A study by M-Kopa and InterMedia, an independent global consultancy specialising in strategic research and evaluation, shows that only 14 per cent of the 300 households surveyed in Kenya use solar as their primary lighting and charging source while Kenya Power estimates that 30 per cent of the population has access to the grid. That means up to 56 per cent rely on kerosene, batteries and candles.

The survey also looked at respondents’ energy spending. Off-grid homes, without solar, are spending on average Ksh24,820 ($272) per annum, 55 per cent of this on kerosene. The balance is spent on batteries, third-party phone charging, torches and candles.

M-Kopa has developed solar home systems that power lighting, phone charging and radio.

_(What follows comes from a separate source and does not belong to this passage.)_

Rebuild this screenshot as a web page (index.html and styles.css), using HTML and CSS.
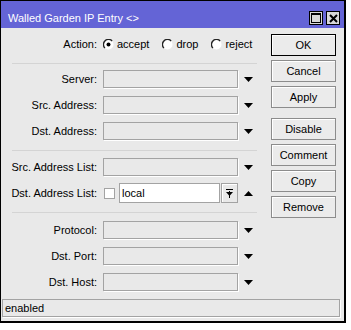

Providing this on a payment plan that is on average 40 per cent cheaper than kerosene, batteries and candles has enabled the company to build on scale — it now connects 500 or more homes a day, it says.

As of January 2015, M-Kopa had more than 500 full-time staff across East Africa and a network of 1,000 direct sales agents. It had also commenced licensing its technology to partners in other markets.

In Rwanda, Gigawatt Global Company is establishing a$23.7 million solar field, East Africa’s first. The field, made up of 28,360 photovoltaic panels on a 20-hectare (50-acre) plot of land, supplies six per cent of the country’s power consumption. According to the power purchase agreement, it will be harnessing sunlight for 25 years.

In Uganda, two consortia plan to be generating 20 Megawatts of electricity. The consortium of Access Power MEA, of the United Arab Emirates (UAE), and Spain’s TSK Electronica will invest $17 million while that of Italian firm Building Energy Spa and Uganda’s Simba Telecom Ltd will inject $15.5 million in another plant.